# Request
Repeat the listing that follows, character for character, minus the pictures.

# Dataset records
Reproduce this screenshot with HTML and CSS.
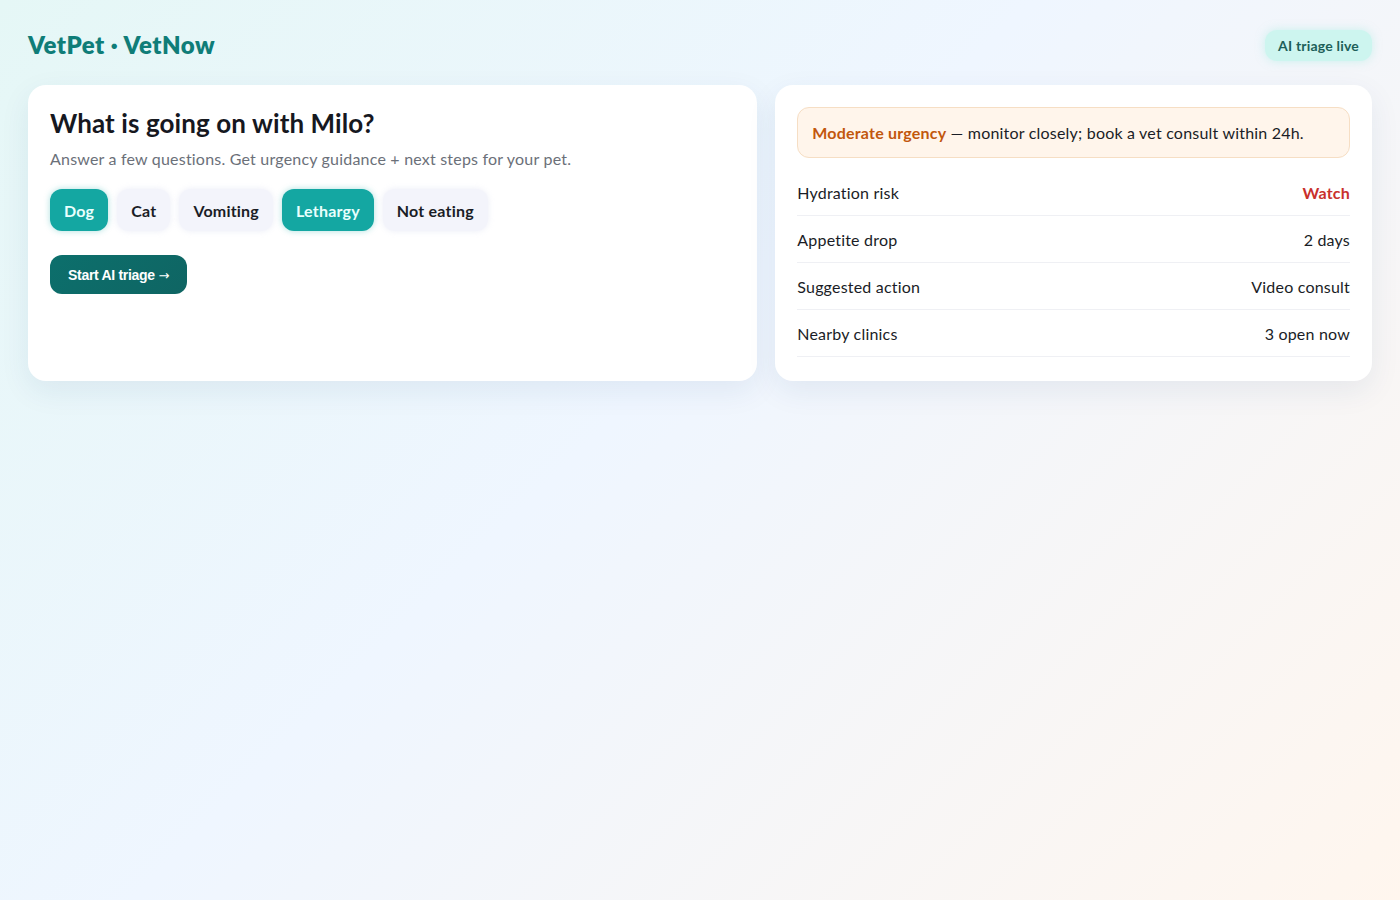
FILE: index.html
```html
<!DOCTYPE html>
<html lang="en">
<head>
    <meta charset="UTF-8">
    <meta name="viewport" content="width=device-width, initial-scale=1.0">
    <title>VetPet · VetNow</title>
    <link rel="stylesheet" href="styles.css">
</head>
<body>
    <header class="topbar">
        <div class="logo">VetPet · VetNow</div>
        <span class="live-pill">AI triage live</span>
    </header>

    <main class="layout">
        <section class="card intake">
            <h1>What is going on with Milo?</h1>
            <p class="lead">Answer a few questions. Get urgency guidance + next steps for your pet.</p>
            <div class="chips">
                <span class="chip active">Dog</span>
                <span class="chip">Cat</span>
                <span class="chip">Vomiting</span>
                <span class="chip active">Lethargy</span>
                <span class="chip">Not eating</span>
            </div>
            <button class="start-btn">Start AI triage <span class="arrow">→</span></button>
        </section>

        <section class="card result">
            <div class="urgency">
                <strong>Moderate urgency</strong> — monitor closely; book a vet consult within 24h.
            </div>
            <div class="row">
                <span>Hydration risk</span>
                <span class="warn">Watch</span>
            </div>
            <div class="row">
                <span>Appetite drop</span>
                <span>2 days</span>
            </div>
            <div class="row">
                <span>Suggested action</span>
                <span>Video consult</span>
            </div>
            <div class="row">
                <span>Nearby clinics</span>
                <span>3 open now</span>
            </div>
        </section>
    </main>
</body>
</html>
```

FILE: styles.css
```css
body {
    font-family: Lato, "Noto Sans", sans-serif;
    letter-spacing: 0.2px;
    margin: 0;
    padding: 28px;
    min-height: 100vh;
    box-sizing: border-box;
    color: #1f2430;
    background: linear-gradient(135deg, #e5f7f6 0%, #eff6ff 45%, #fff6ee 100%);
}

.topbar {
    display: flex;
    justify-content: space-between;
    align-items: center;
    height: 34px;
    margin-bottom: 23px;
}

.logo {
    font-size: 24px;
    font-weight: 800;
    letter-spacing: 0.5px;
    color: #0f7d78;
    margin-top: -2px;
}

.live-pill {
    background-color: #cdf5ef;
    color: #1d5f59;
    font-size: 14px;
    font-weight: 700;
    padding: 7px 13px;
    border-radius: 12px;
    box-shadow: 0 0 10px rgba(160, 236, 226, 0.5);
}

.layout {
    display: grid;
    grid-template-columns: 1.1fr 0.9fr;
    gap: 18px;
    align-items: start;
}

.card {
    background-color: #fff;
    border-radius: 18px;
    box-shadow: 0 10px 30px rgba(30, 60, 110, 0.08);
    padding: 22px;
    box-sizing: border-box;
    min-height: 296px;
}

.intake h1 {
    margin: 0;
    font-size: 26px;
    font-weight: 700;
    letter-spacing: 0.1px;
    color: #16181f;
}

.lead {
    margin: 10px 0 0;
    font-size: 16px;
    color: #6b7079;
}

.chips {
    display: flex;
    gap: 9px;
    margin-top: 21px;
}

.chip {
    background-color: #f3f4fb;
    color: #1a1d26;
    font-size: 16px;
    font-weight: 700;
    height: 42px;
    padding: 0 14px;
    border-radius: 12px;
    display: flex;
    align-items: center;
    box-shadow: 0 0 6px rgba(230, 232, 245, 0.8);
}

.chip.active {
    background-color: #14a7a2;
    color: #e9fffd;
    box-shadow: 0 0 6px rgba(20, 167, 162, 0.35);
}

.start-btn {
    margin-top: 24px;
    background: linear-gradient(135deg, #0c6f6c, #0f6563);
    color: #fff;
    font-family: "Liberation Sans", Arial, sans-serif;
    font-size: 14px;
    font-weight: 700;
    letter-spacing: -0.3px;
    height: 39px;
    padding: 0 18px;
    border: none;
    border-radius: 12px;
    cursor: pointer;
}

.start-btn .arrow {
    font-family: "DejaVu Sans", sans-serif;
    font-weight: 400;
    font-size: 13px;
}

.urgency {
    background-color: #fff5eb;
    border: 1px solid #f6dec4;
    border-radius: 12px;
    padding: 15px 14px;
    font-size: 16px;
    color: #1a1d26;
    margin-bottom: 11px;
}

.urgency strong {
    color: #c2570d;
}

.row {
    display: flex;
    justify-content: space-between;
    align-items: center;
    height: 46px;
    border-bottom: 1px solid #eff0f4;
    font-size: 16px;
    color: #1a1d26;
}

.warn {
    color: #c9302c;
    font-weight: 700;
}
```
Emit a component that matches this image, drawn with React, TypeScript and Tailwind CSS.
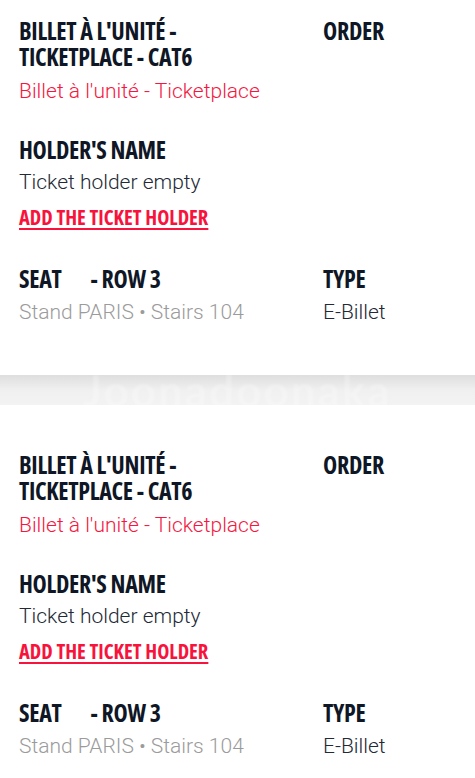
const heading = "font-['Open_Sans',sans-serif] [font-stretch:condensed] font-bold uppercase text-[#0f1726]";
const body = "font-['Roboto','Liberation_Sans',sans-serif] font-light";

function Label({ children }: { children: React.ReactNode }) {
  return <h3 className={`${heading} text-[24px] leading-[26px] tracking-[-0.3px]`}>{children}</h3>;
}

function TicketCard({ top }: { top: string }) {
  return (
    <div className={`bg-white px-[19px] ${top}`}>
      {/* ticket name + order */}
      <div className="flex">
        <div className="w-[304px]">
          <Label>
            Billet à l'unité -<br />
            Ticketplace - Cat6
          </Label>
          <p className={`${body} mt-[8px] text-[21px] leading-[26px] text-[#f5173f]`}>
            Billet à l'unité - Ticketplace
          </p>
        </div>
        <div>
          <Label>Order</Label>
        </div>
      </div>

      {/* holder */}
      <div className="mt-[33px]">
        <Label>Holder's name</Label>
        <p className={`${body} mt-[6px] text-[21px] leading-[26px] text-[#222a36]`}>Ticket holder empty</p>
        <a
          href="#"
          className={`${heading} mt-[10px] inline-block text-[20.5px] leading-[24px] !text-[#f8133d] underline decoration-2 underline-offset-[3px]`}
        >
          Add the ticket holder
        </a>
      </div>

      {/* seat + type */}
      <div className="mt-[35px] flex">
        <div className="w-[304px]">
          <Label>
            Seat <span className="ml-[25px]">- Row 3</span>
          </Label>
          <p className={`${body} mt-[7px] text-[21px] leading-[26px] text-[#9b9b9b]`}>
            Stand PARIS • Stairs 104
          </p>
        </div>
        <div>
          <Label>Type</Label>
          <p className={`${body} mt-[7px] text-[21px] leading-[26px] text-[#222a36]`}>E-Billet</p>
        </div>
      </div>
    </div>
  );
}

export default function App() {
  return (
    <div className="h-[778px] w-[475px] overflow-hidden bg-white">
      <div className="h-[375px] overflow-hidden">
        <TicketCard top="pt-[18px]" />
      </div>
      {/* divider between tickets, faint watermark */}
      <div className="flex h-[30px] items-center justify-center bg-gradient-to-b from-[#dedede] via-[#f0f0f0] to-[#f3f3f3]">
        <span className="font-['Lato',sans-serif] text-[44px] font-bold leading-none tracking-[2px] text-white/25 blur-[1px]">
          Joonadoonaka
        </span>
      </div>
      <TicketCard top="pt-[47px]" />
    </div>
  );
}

# Solution
Reproduce this screenshot with HTML and CSS.
FILE: index.html
```html
<!DOCTYPE html>
<html lang="en">
<head>
    <meta charset="UTF-8">
    <meta name="viewport" content="width=device-width, initial-scale=1.0">
    <title>VetPet · VetNow</title>
    <link rel="stylesheet" href="styles.css">
</head>
<body>
    <header class="topbar">
        <div class="logo">VetPet · VetNow</div>
        <span class="live-pill">AI triage live</span>
    </header>

    <main class="layout">
        <section class="card intake">
            <h1>What is going on with Milo?</h1>
            <p class="lead">Answer a few questions. Get urgency guidance + next steps for your pet.</p>
            <div class="chips">
                <span class="chip active">Dog</span>
                <span class="chip">Cat</span>
                <span class="chip">Vomiting</span>
                <span class="chip active">Lethargy</span>
                <span class="chip">Not eating</span>
            </div>
            <button class="start-btn">Start AI triage <span class="arrow">→</span></button>
        </section>

        <section class="card result">
            <div class="urgency">
                <strong>Moderate urgency</strong> — monitor closely; book a vet consult within 24h.
            </div>
            <div class="row">
                <span>Hydration risk</span>
                <span class="warn">Watch</span>
            </div>
            <div class="row">
                <span>Appetite drop</span>
                <span>2 days</span>
            </div>
            <div class="row">
                <span>Suggested action</span>
                <span>Video consult</span>
            </div>
            <div class="row">
                <span>Nearby clinics</span>
                <span>3 open now</span>
            </div>
        </section>
    </main>
</body>
</html>
```

FILE: styles.css
```css
body {
    font-family: Lato, "Noto Sans", sans-serif;
    letter-spacing: 0.2px;
    margin: 0;
    padding: 28px;
    min-height: 100vh;
    box-sizing: border-box;
    color: #1f2430;
    background: linear-gradient(135deg, #e5f7f6 0%, #eff6ff 45%, #fff6ee 100%);
}

.topbar {
    display: flex;
    justify-content: space-between;
    align-items: center;
    height: 34px;
    margin-bottom: 23px;
}

.logo {
    font-size: 24px;
    font-weight: 800;
    letter-spacing: 0.5px;
    color: #0f7d78;
    margin-top: -2px;
}

.live-pill {
    background-color: #cdf5ef;
    color: #1d5f59;
    font-size: 14px;
    font-weight: 700;
    padding: 7px 13px;
    border-radius: 12px;
    box-shadow: 0 0 10px rgba(160, 236, 226, 0.5);
}

.layout {
    display: grid;
    grid-template-columns: 1.1fr 0.9fr;
    gap: 18px;
    align-items: start;
}

.card {
    background-color: #fff;
    border-radius: 18px;
    box-shadow: 0 10px 30px rgba(30, 60, 110, 0.08);
    padding: 22px;
    box-sizing: border-box;
    min-height: 296px;
}

.intake h1 {
    margin: 0;
    font-size: 26px;
    font-weight: 700;
    letter-spacing: 0.1px;
    color: #16181f;
}

.lead {
    margin: 10px 0 0;
    font-size: 16px;
    color: #6b7079;
}

.chips {
    display: flex;
    gap: 9px;
    margin-top: 21px;
}

.chip {
    background-color: #f3f4fb;
    color: #1a1d26;
    font-size: 16px;
    font-weight: 700;
    height: 42px;
    padding: 0 14px;
    border-radius: 12px;
    display: flex;
    align-items: center;
    box-shadow: 0 0 6px rgba(230, 232, 245, 0.8);
}

.chip.active {
    background-color: #14a7a2;
    color: #e9fffd;
    box-shadow: 0 0 6px rgba(20, 167, 162, 0.35);
}

.start-btn {
    margin-top: 24px;
    background: linear-gradient(135deg, #0c6f6c, #0f6563);
    color: #fff;
    font-family: "Liberation Sans", Arial, sans-serif;
    font-size: 14px;
    font-weight: 700;
    letter-spacing: -0.3px;
    height: 39px;
    padding: 0 18px;
    border: none;
    border-radius: 12px;
    cursor: pointer;
}

.start-btn .arrow {
    font-family: "DejaVu Sans", sans-serif;
    font-weight: 400;
    font-size: 13px;
}

.urgency {
    background-color: #fff5eb;
    border: 1px solid #f6dec4;
    border-radius: 12px;
    padding: 15px 14px;
    font-size: 16px;
    color: #1a1d26;
    margin-bottom: 11px;
}

.urgency strong {
    color: #c2570d;
}

.row {
    display: flex;
    justify-content: space-between;
    align-items: center;
    height: 46px;
    border-bottom: 1px solid #eff0f4;
    font-size: 16px;
    color: #1a1d26;
}

.warn {
    color: #c9302c;
    font-weight: 700;
}
```
Emit a component that matches this image, drawn with React, TypeScript and Tailwind CSS.
const heading = "font-['Open_Sans',sans-serif] [font-stretch:condensed] font-bold uppercase text-[#0f1726]";
const body = "font-['Roboto','Liberation_Sans',sans-serif] font-light";

function Label({ children }: { children: React.ReactNode }) {
  return <h3 className={`${heading} text-[24px] leading-[26px] tracking-[-0.3px]`}>{children}</h3>;
}

function TicketCard({ top }: { top: string }) {
  return (
    <div className={`bg-white px-[19px] ${top}`}>
      {/* ticket name + order */}
      <div className="flex">
        <div className="w-[304px]">
          <Label>
            Billet à l'unité -<br />
            Ticketplace - Cat6
          </Label>
          <p className={`${body} mt-[8px] text-[21px] leading-[26px] text-[#f5173f]`}>
            Billet à l'unité - Ticketplace
          </p>
        </div>
        <div>
          <Label>Order</Label>
        </div>
      </div>

      {/* holder */}
      <div className="mt-[33px]">
        <Label>Holder's name</Label>
        <p className={`${body} mt-[6px] text-[21px] leading-[26px] text-[#222a36]`}>Ticket holder empty</p>
        <a
          href="#"
          className={`${heading} mt-[10px] inline-block text-[20.5px] leading-[24px] !text-[#f8133d] underline decoration-2 underline-offset-[3px]`}
        >
          Add the ticket holder
        </a>
      </div>

      {/* seat + type */}
      <div className="mt-[35px] flex">
        <div className="w-[304px]">
          <Label>
            Seat <span className="ml-[25px]">- Row 3</span>
          </Label>
          <p className={`${body} mt-[7px] text-[21px] leading-[26px] text-[#9b9b9b]`}>
            Stand PARIS • Stairs 104
          </p>
        </div>
        <div>
          <Label>Type</Label>
          <p className={`${body} mt-[7px] text-[21px] leading-[26px] text-[#222a36]`}>E-Billet</p>
        </div>
      </div>
    </div>
  );
}

export default function App() {
  return (
    <div className="h-[778px] w-[475px] overflow-hidden bg-white">
      <div className="h-[375px] overflow-hidden">
        <TicketCard top="pt-[18px]" />
      </div>
      {/* divider between tickets, faint watermark */}
      <div className="flex h-[30px] items-center justify-center bg-gradient-to-b from-[#dedede] via-[#f0f0f0] to-[#f3f3f3]">
        <span className="font-['Lato',sans-serif] text-[44px] font-bold leading-none tracking-[2px] text-white/25 blur-[1px]">
          Joonadoonaka
        </span>
      </div>
      <TicketCard top="pt-[47px]" />
    </div>
  );
}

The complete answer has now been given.